_Entries supplied:_
====

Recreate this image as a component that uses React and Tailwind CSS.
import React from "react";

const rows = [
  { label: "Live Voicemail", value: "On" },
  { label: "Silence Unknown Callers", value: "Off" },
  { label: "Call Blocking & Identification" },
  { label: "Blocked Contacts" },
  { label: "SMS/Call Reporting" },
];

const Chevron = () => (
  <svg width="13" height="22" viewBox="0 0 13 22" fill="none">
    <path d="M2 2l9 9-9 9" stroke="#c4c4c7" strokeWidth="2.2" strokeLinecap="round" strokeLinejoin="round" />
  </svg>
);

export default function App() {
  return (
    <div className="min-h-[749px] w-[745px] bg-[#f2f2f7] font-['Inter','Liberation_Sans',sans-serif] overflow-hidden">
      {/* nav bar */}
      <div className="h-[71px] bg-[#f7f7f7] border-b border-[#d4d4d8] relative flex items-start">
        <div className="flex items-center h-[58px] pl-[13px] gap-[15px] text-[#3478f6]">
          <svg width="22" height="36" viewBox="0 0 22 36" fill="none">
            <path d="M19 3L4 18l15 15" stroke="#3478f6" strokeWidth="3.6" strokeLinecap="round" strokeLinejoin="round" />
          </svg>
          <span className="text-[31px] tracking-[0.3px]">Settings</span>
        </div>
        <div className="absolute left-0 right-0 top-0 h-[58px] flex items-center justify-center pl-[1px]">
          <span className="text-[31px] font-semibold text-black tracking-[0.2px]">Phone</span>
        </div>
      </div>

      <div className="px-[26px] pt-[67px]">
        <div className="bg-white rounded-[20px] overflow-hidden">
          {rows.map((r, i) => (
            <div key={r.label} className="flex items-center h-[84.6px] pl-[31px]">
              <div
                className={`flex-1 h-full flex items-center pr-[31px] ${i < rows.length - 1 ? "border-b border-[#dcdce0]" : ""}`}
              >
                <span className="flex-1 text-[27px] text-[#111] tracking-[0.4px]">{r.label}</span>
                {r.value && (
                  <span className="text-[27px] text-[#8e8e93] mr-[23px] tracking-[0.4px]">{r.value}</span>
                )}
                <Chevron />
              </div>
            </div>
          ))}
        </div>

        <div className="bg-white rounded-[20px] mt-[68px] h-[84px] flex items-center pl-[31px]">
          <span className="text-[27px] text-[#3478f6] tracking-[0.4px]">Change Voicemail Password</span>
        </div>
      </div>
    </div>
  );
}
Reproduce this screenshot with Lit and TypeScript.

====

_Stated exercise:_ Each line of the material should be echoed exactly.

_Response:_
Recreate this image as a component that uses React and Tailwind CSS.
import React from "react";

const rows = [
  { label: "Live Voicemail", value: "On" },
  { label: "Silence Unknown Callers", value: "Off" },
  { label: "Call Blocking & Identification" },
  { label: "Blocked Contacts" },
  { label: "SMS/Call Reporting" },
];

const Chevron = () => (
  <svg width="13" height="22" viewBox="0 0 13 22" fill="none">
    <path d="M2 2l9 9-9 9" stroke="#c4c4c7" strokeWidth="2.2" strokeLinecap="round" strokeLinejoin="round" />
  </svg>
);

export default function App() {
  return (
    <div className="min-h-[749px] w-[745px] bg-[#f2f2f7] font-['Inter','Liberation_Sans',sans-serif] overflow-hidden">
      {/* nav bar */}
      <div className="h-[71px] bg-[#f7f7f7] border-b border-[#d4d4d8] relative flex items-start">
        <div className="flex items-center h-[58px] pl-[13px] gap-[15px] text-[#3478f6]">
          <svg width="22" height="36" viewBox="0 0 22 36" fill="none">
            <path d="M19 3L4 18l15 15" stroke="#3478f6" strokeWidth="3.6" strokeLinecap="round" strokeLinejoin="round" />
          </svg>
          <span className="text-[31px] tracking-[0.3px]">Settings</span>
        </div>
        <div className="absolute left-0 right-0 top-0 h-[58px] flex items-center justify-center pl-[1px]">
          <span className="text-[31px] font-semibold text-black tracking-[0.2px]">Phone</span>
        </div>
      </div>

      <div className="px-[26px] pt-[67px]">
        <div className="bg-white rounded-[20px] overflow-hidden">
          {rows.map((r, i) => (
            <div key={r.label} className="flex items-center h-[84.6px] pl-[31px]">
              <div
                className={`flex-1 h-full flex items-center pr-[31px] ${i < rows.length - 1 ? "border-b border-[#dcdce0]" : ""}`}
              >
                <span className="flex-1 text-[27px] text-[#111] tracking-[0.4px]">{r.label}</span>
                {r.value && (
                  <span className="text-[27px] text-[#8e8e93] mr-[23px] tracking-[0.4px]">{r.value}</span>
                )}
                <Chevron />
              </div>
            </div>
          ))}
        </div>

        <div className="bg-white rounded-[20px] mt-[68px] h-[84px] flex items-center pl-[31px]">
          <span className="text-[27px] text-[#3478f6] tracking-[0.4px]">Change Voicemail Password</span>
        </div>
      </div>
    </div>
  );
}
Reproduce this screenshot with Lit and TypeScript.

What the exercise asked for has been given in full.